Is that type of real-time advertising important for TV? After all, TV buys aren’t done with dynamic ad insertion like online, except in what are much smaller cases through some cable and satellite systems.

Marketing is becoming more and more real-time so this idea of spending so much money on TV ads and then waiting a month to get a report, it’s not that helpful. For example, it’s significant layer of intelligence to track TV ads in real-time to better understand the value of launching an ad at a precise moment in time. Questions such as “How much weight are they putting behind this creative versus that creative?” can be understood almost immediately.

True, you can’t optimize TV at the same time you can optimize the display ads; however, that near real-time information can really help you plan more effectively in your kind of week-in, week-out major plan.

The second value proposition we have for brands is around this notion of creative optimization. Imagine a brand that is launching a campaign with three TV ads. Very quickly, we can track how much buzz each creative generates and based on the target audience that the brand of the marketer is focused on, we can segment our response data to those creatives following certain target audiences

The third value is around earned media.  As you know, marketers have been talking about that topic for a long time. [Federated Media founder] John Battelle has been talking about conversation marketing for five years so. Marketers are trying to create a conversation around the brand of the product that obviously favors them. We can track that. Beyond tracking, we can help marketers identify the TV shows that are going to generate the most earned media for their messages so there is a kind of an earned media amplification value prop that our data can provide to marketers.

As you say, Bluefin can do a lot with social data. As you settle into the role of CEO, is your plan to expand the use of those existing tools or do you see a need for additional ones?

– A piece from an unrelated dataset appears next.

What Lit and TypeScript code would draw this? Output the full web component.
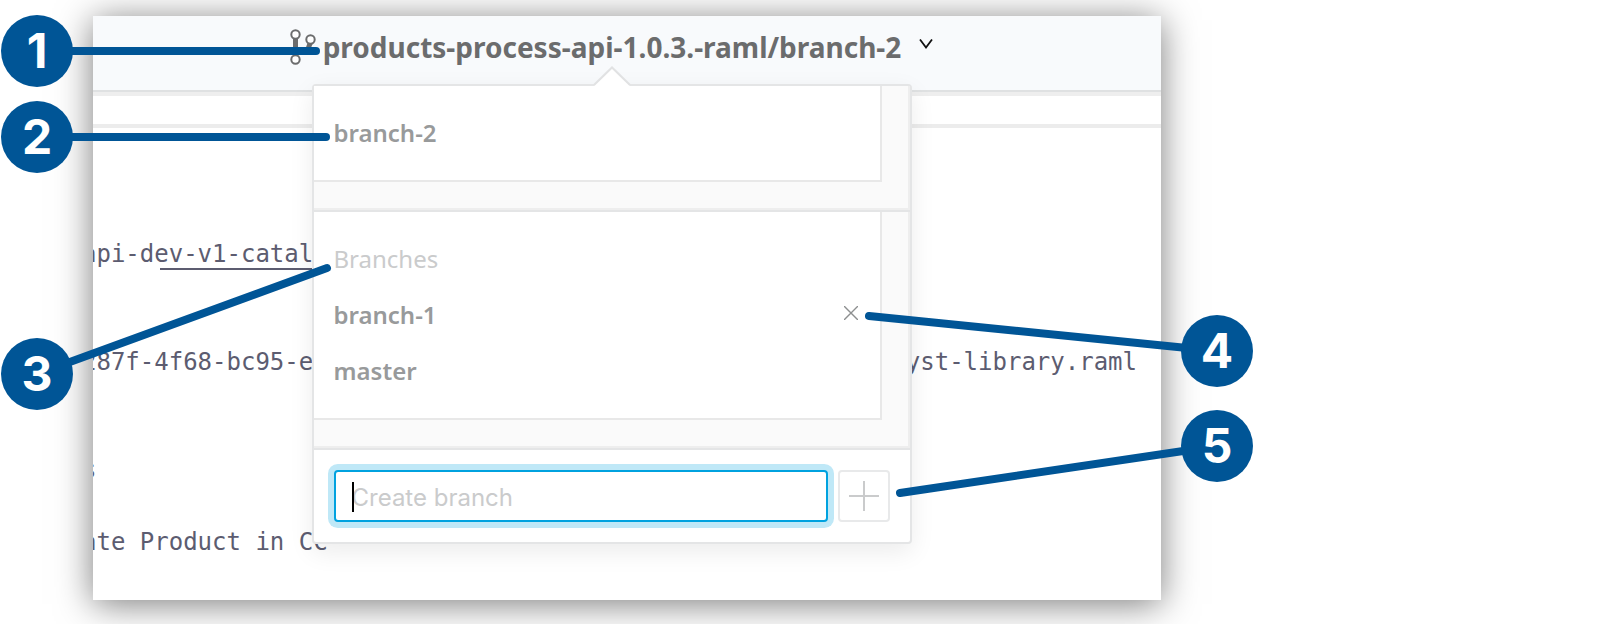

Bluefin has done a fantastic job of defining the captive area of social TV. It is kind of a new category and we need to continue to focus more on putting greater investment in the data and the analytics we provide. I see my role very much in scaling the organization, growing the number of clients that we have. We have 42 TV networks buying Bluefin data and we serve over 20 brands. There is obviously a lot more clients we need to approach and convince them that they should buy the data.

What else can we do with the data you collect? Can you think of any other permutations?

Let me just give you one example. We know what people like about TV shows and the TV shows that are the most engaged with by the audience. As an example, take Hulu, a fairly big, online video provider. We know that marketers are spending an increasing amount of the dollars in online video. We could provide data to marketers to identify the right programs to put their ads in on Hulu. It is kind of a targeting data if you have the program data that we have. We are the only one that can connect social commentaries with programs and brands and actual ads, we have those affinity data so we can match a specific audience with a specific program and a specific brand.